Dead Lagoon
- First edition cover
- Author: Michael Dibdin
- Language: English
- Series: Aurelio Zen series, #4
- Genre: Crime, Mystery novel
- Publisher: Faber and Faber
- Publication date: April 18, 1994
- Publication place: United Kingdom
- Media type: Print (Hardback, Paperback)
- Pages: 256pp (hardback) 354pp (paperback)
- ISBN: 0-571-17050-1
- OCLC: 30159112
- Preceded by: Cabal
- Followed by: Cosi Fan Tutti

= Dead Lagoon =

1994 novel by Michael Dibdin

Dead Lagoon is a 1994 novel by Michael Dibdin and is the fourth in his Aurelio Zen series. It was published by Faber & Faber in the UK and by Pantheon Books the following year in the US.

==Plot==
Moonlighting, Italian police detective Zen had arranged a winter posting to his run-down home city of Venice. This is in order to investigate the disappearance of American millionaire Ivan Durridge (born in Yugoslavia as Durič) on behalf of his American ex-girlfriend. He needs the extra money to set up home with his new girlfriend Tania in Rome with room for his ageing mother.

At a time when people in authority all over Italy are being prosecuted for corruption, there is a justified suspicion that Enzo Gavagnin, the head of the local Drugs Squad, is implicated. Zen therefore looks for a different case to explain his presence in Venice. He finds it in the complaints of the half crazy countess Ada Zulian that intruders are breaking into her mouldering palazzo, where his mother used to do the cleaning when he was a child. The culprits are her two nephews, anxious to develop a piece of advantageous property that the countess owns. Zen outwits them and is then outwitted by Ada Zulian. She had only wanted their attendance on her needs in old age and now refuses to prosecute them.

Zen is staying at his family's old flat in the Cannaregio district, which has been cleaned up for him by his mother's friend Rosalba. At a family dinner he meets Rosalba's daughter Cristiana Morosini and soon starts an affair with her. Cristiana is the estranged wife of Dal Maschio, leader of the secessionist party Nuova Repubblica Veneta, which has risen in the wake of the Liga Nord and now looks close to success in the coming elections. For reasons of expediency, Cristiana must still appear with her husband on political occasions, however.

The discovery of Gavagnin's body in a cesspit, where he has been drowned after torture, allows Zen to stay on in the city after the successful conclusion of the Zulian case. Following up clues, he finds the skeleton of the missing Durridge on the cemetery island of Sant' Ariano, where it had been dropped from a helicopter. Flushed with success, Zen is planning to move to Venice permanently and set up house with Cristiana when a series of revelations following one after the other destroys his complacency.

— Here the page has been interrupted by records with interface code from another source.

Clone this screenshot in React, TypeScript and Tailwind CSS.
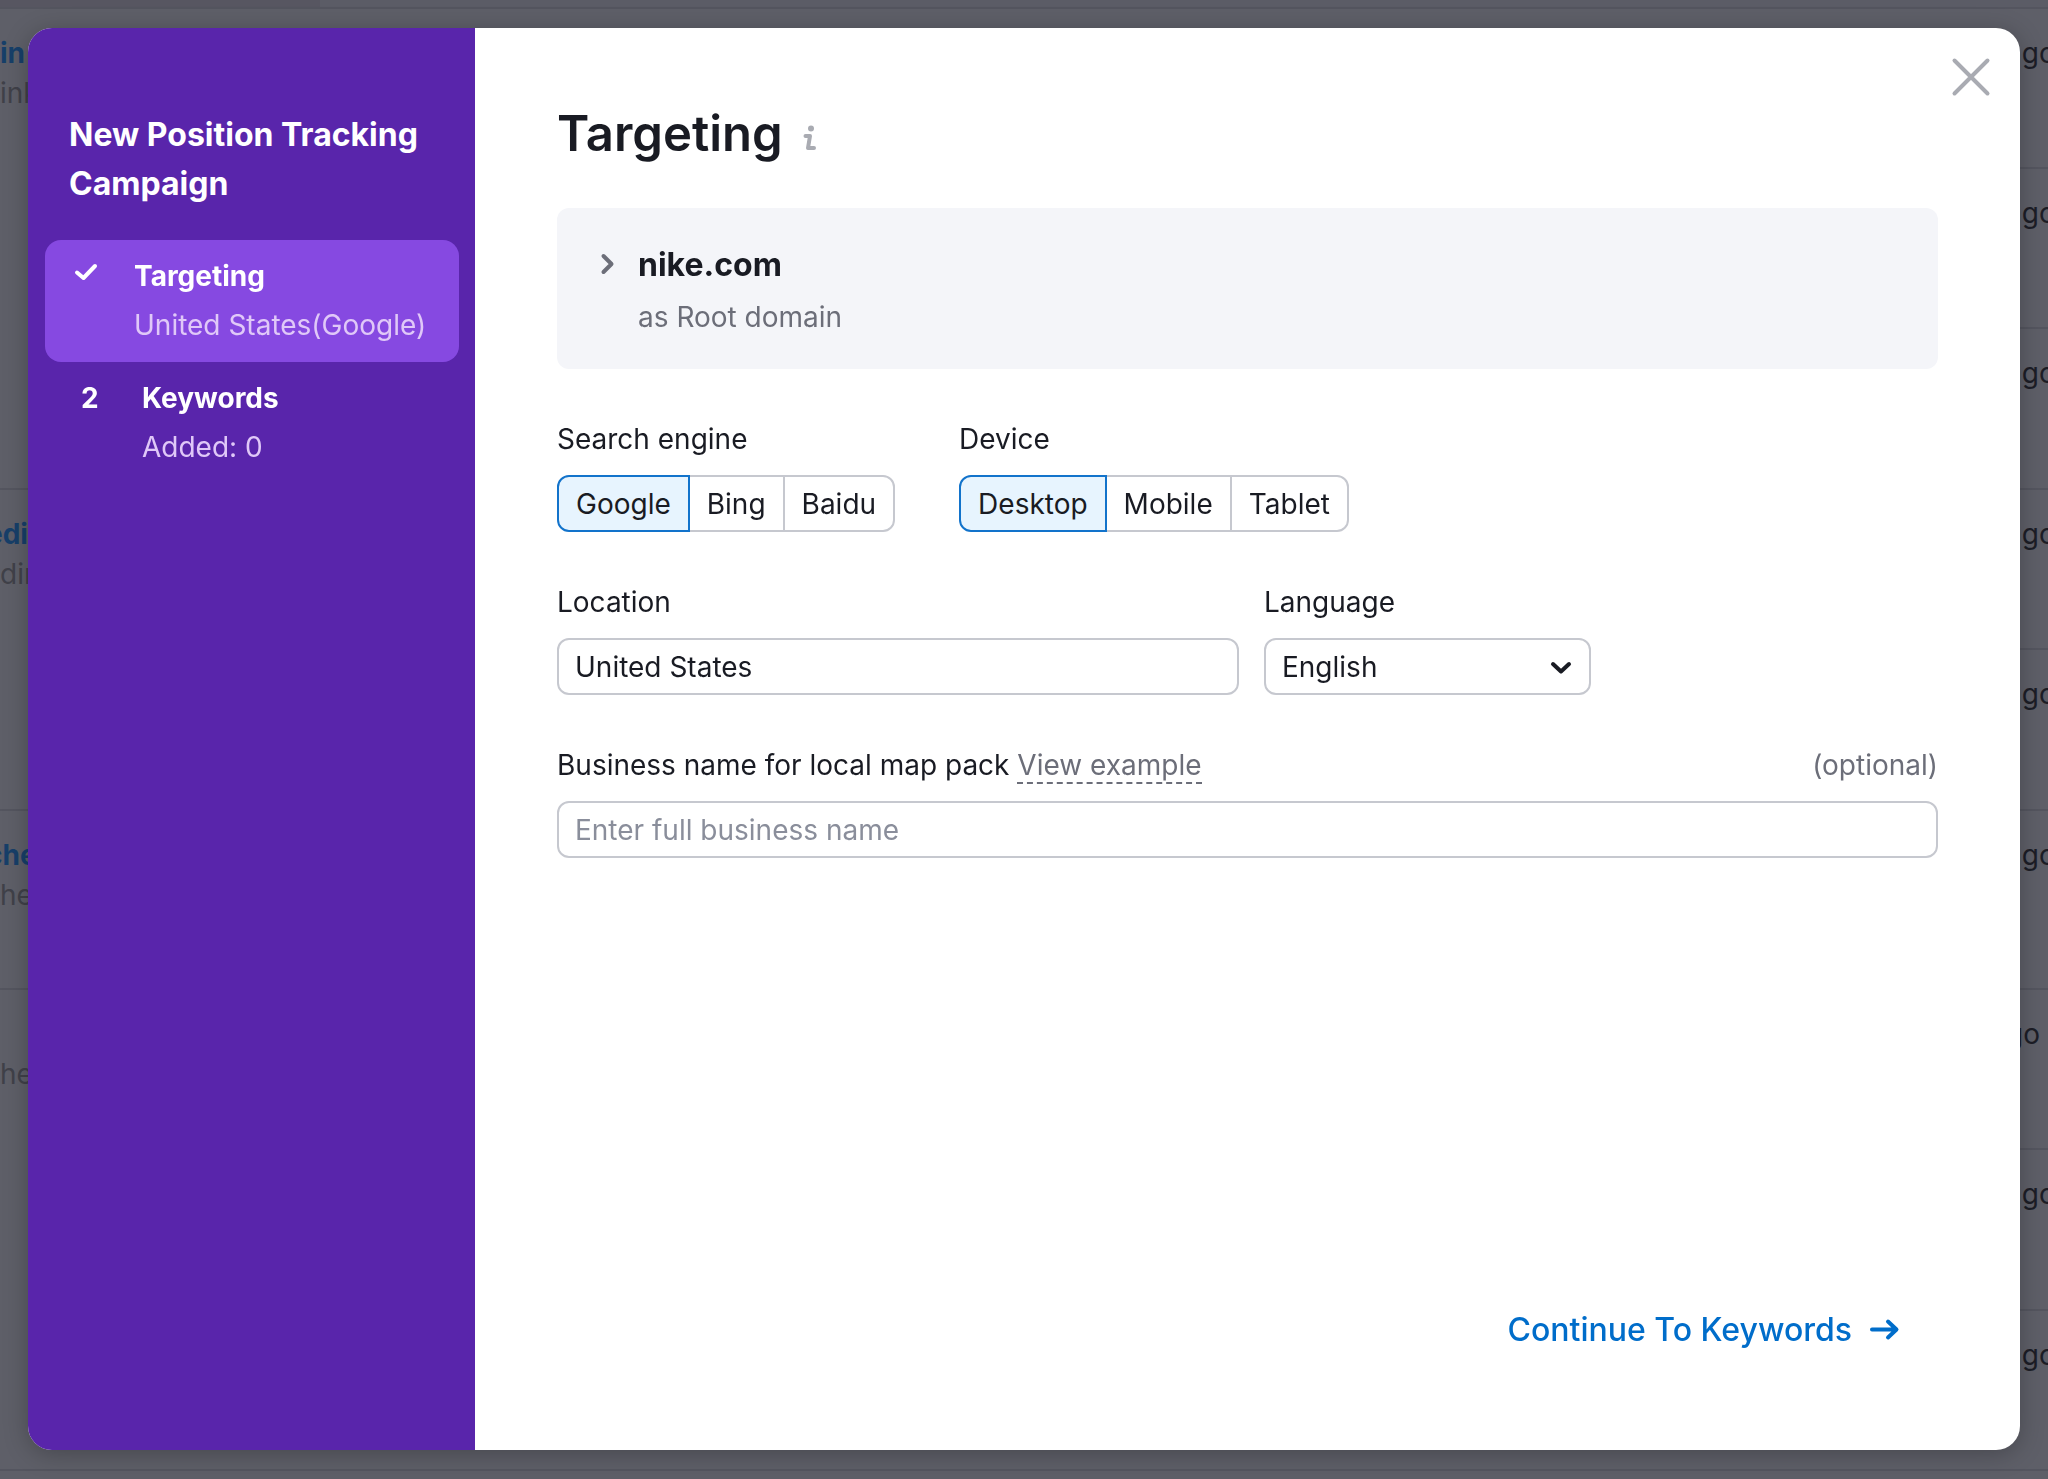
import React, { useState } from 'react';

interface Project {
  name?: string;
  nameClass?: string;
  domain: string;
  rows: number;
}

interface Row {
  height: string;
  project?: Project;
  alignEnd?: boolean;
}

const rows: Row[] = [
  { height: 'h-40', project: { name: 'in', domain: 'ink', rows: 3 } },
  { height: 'h-40' },
  { height: 'h-[161px]' },
  { height: 'h-40', project: { name: 'edi', nameClass: '-ml-3.5', domain: 'din', rows: 2 } },
  { height: 'h-[161px]' },
  { height: 'h-[179px]', project: { name: 'che', nameClass: '-ml-3.5', domain: 'he', rows: 1 } },
  { height: 'h-40', project: { domain: 'he', rows: 3 }, alignEnd: true },
  { height: 'h-[161px]' },
  { height: 'h-40' },
];

const ProjectsTable: React.FC = () => (
  <div className="h-screen overflow-hidden bg-[#5e5f68]">
    <div className="h-[7px] bg-[#5b5c66]">
      <div className="h-full w-80 bg-[#575661]" />
    </div>
    <table className="w-full table-fixed border-collapse text-[28px] leading-10">
      <tbody>
        {rows.map((row, i) => (
          <tr key={i} className={row.height}>
            {row.project && (
              <td rowSpan={row.project.rows} className="border-t-2 border-[#54555f] pt-6 align-top whitespace-nowrap">
                <div className={`h-10 font-bold text-[#173f69] ${row.project.nameClass || ''}`}>{row.project.name}</div>
                <div className="text-[#404149]">{row.project.domain}</div>
              </td>
            )}
            <td className="w-[42px] border-t-2 border-[#54555f] pt-6 align-top whitespace-nowrap text-[#1c1d26]">
              <div className={row.alignEnd ? 'flex justify-end pr-2' : ''}>ago</div>
            </td>
          </tr>
        ))}
        <tr>
          <td className="border-t-2 border-[#54555f]" colSpan={2} />
        </tr>
      </tbody>
    </table>
  </div>
);

interface StepProps {
  marker: React.ReactNode;
  title: string;
  subtitle: string;
  active?: boolean;
}

const Step: React.FC<StepProps> = ({ marker, title, subtitle, active }) => (
  <li>
    <button
      type="button"
      className={`flex w-full py-3 text-left text-[28px] leading-[49px] ${active ? 'rounded-2xl bg-[#8649e1] pl-7' : 'pl-9'}`}
    >
      <span className="w-[61px] shrink-0 font-bold text-white">{marker}</span>
      <span>
        <span className="block font-bold text-white">{title}</span>
        <span className="block text-[#e0c8f8]">{subtitle}</span>
      </span>
    </button>
  </li>
);

interface PillsProps {
  label: string;
  options: string[];
}

const Pills: React.FC<PillsProps> = ({ label, options }) => {
  const [selected, setSelected] = useState(options[0]);

  return (
    <div role="group" aria-label={label}>
      <div className="mb-[18px]">{label}</div>
      <div className="flex">
        {options.map((option) => (
          <button
            key={option}
            type="button"
            aria-pressed={option === selected}
            onClick={() => setSelected(option)}
            className={`-ml-0.5 h-[57px] border-2 px-[17px] first:ml-0 first:rounded-l-xl last:rounded-r-xl ${
              option === selected ? 'relative border-[#1273cb] bg-[#e7f4fe]' : 'border-[#c6c8cf] bg-white'
            }`}
          >
            {option}
          </button>
        ))}
      </div>
    </div>
  );
};

const fieldClass = 'h-[57px] w-full rounded-xl border-2 border-[#c6c8cf] bg-white px-4 outline-none';

const App: React.FC = () => {
  const [location, setLocation] = useState('United States');
  const [business, setBusiness] = useState('');

  return (
    <div className="font-['Inter',sans-serif] text-[#191b23]">
      <ProjectsTable />

      <div className="fixed inset-0 flex p-7 pb-[29px]">
        <div
          role="dialog"
          aria-labelledby="dialog-title"
          className="relative flex flex-1 overflow-hidden rounded-3xl bg-white shadow-[0_4px_24px_rgba(0,0,0,0.25)]"
        >
          <aside className="w-[447px] shrink-0 bg-[#5925ab] pt-[82px] pr-4 pl-[17px]">
            <h2 className="mb-8 pl-6 text-[32px] leading-[49px] font-bold text-white">
              New Position Tracking Campaign
            </h2>
            <ol>
              <Step
                active
                title="Targeting"
                subtitle="United States(Google)"
                marker={
                  <svg className="mt-2" width="28" height="24" viewBox="0 0 28 24" fill="none" stroke="currentColor" strokeWidth="4" strokeLinecap="round" strokeLinejoin="round">
                    <path d="M4 12.500 L10.500 18 L22 6" />
                  </svg>
                }
              />
              <Step title="Keywords" subtitle="Added: 0" marker="2" />
            </ol>
          </aside>

          <main className="flex flex-1 flex-col px-[82px] pt-[70px] pb-[84px] text-[28px] leading-9">
            <div className="mb-[38px] flex h-[72px] items-center gap-5">
              <h1 id="dialog-title" className="text-[49px] leading-[72px] font-semibold">Targeting</h1>
              <button type="button" aria-label="About targeting" className="mt-2 text-[#a9abb2]">
                <svg width="14" height="26" viewBox="0 0 14 26" fill="none" stroke="currentColor" strokeWidth="4" strokeLinecap="round" strokeLinejoin="round">
                  <circle cx="8" cy="3.500" r="3" fill="currentColor" stroke="none" />
                  <path d="M2.500 11 H7 L5 23 H11" />
                </svg>
              </button>
            </div>

            <section className="mb-[52px] flex h-[161px] gap-[22px] rounded-xl bg-[#f4f5f9] pt-8 pl-[43px]">
              <button type="button" aria-label="Expand domain" className="mt-3 h-6 text-[#6c6e79]">
                <svg width="16" height="24" viewBox="0 0 16 24" fill="none" stroke="currentColor" strokeWidth="4" strokeLinecap="round" strokeLinejoin="round">
                  <path d="M3.500 4 L11.500 12 L3.500 20" />
                </svg>
              </button>
              <div>
                <div className="text-[32px] leading-[49px] font-bold">nike.com</div>
                <div className="leading-[56px] text-[#6c6e79]">as Root domain</div>
              </div>
            </section>

            <form className="flex flex-col gap-[52px]">
              <div className="flex gap-16">
                <Pills label="Search engine" options={['Google', 'Bing', 'Baidu']} />
                <Pills label="Device" options={['Desktop', 'Mobile', 'Tablet']} />
              </div>

              <div className="flex gap-[25px]">
                <div className="w-[682px]">
                  <label htmlFor="location" className="mb-[18px] block">Location</label>
                  <input id="location" className={fieldClass} value={location} onChange={(e) => setLocation(e.target.value)} />
                </div>
                <div className="w-[327px]">
                  <label htmlFor="language" className="mb-[18px] block">Language</label>
                  <div className="relative">
                    <select id="language" className={`${fieldClass} appearance-none`}>
                      <option>English</option>
                      <option>Spanish</option>
                    </select>
                    <svg className="pointer-events-none absolute top-[18px] right-[17px]" width="26" height="24" viewBox="0 0 26 24" fill="none" stroke="currentColor" strokeWidth="4" strokeLinecap="round" strokeLinejoin="round">
                      <path d="M5 8 L13 15.500 L21 8" />
                    </svg>
                  </div>
                </div>
              </div>

              <div>
                <div className="mb-[18px] flex justify-between">
                  <div>
                    <label htmlFor="business">Business name for local map pack</label>{' '}
                    <a href="#example" className="border-b-2 border-dashed border-[#6c6e79] text-[#6c6e79]">View example</a>
                  </div>
                  <span className="text-[#6c6e79]">(optional)</span>
                </div>
                <input
                  id="business"
                  className={`${fieldClass} placeholder:text-[#8a8e9b]`}
                  placeholder="Enter full business name"
                  value={business}
                  onChange={(e) => setBusiness(e.target.value)}
                />
              </div>
            </form>

            <button type="button" className="mt-auto mr-[38px] flex items-center gap-4 self-end text-[32px] leading-[72px] font-medium text-[#006dca]">
              Continue To Keywords
              <svg width="32" height="28" viewBox="0 0 32 28" fill="none" stroke="currentColor" strokeWidth="4" strokeLinecap="round" strokeLinejoin="round">
                <path d="M4 13.500 H28 M20 5.500 L28.500 13.500 L20 21.500" />
              </svg>
            </button>
          </main>

          <button type="button" aria-label="Close" className="absolute top-7 right-7 text-[#a9abb2]">
            <svg width="42" height="42" viewBox="0 0 42 42" fill="none" stroke="currentColor" strokeWidth="4" strokeLinecap="round">
              <path d="M4.500 4.500 L37.500 37.500 M37.500 4.500 L4.500 37.500" />
            </svg>
          </button>
        </div>
      </div>
    </div>
  );
};

export default App;
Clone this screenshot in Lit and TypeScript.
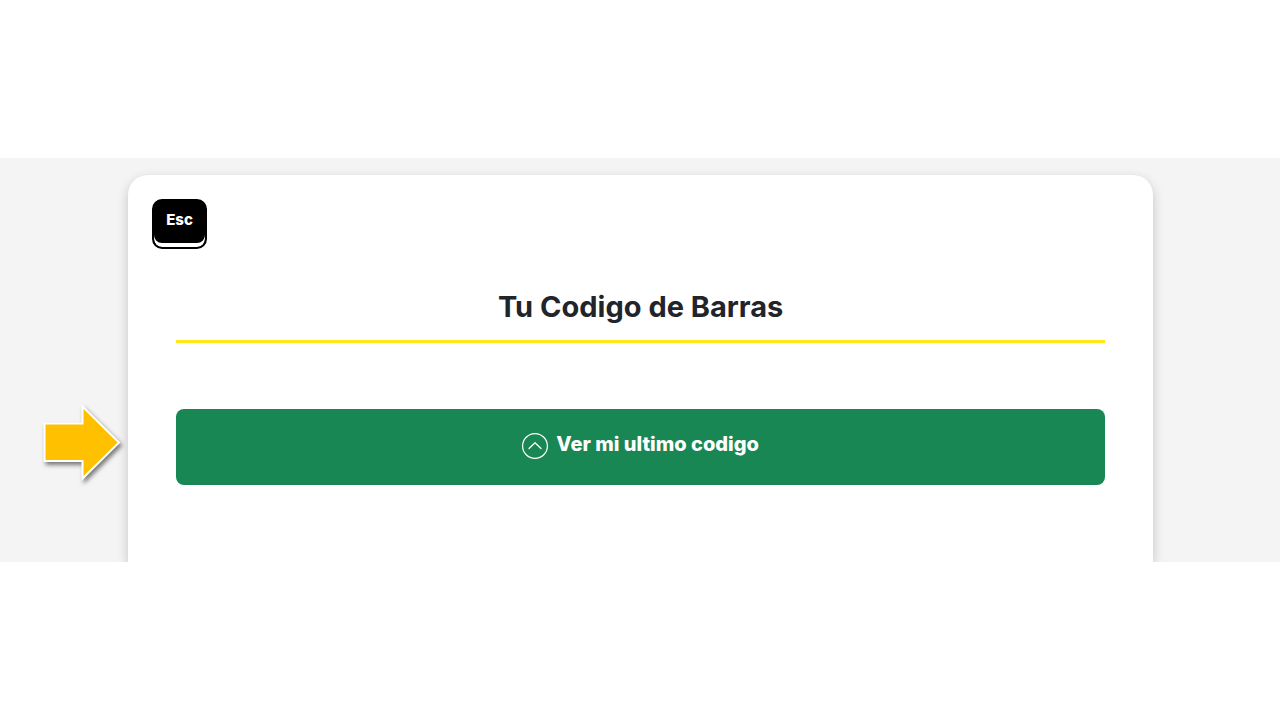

He is visited by Maschio, who confesses to having helped carry out the kidnapping of Durridge as a political favour to colleagues in newly independent Croatia. The likelihood of Maschio becoming the new mayor of Venice makes him untouchable and, besides, he has engineered Zen's expulsion in disgrace from Venice. In the meantime he had been using Cristiana to keep an eye on Zen. In revenge Zen tries to turn Maschio's lieutenant Tomasso Saoner against him on the strength of their childhood friendship but only succeeds in driving his former schoolfellow to suicide.

In the final hours, older mysteries dating from World War II are solved. Ada's sanity had first been unhinged by the disappearance of her daughter Rosetta at that period. It now appears that Rosetta had committed suicide and that a Fascist neighbour had buried the body and arranged for the escape of the Jewish Rosa Coin under Rosetta's identity in order to save himself. Then, just as Zen is leaving, an old friend of his father Angelo – who had been reported as killed while fighting in Russia – tells Zen that he had met Angelo in Poland two years before. His father had deserted, stayed behind there and married again.

Thoroughly disillusioned, Zen continues to the train station and, when asked for directions, replies, “I'm sorry, I’m a stranger here myself”.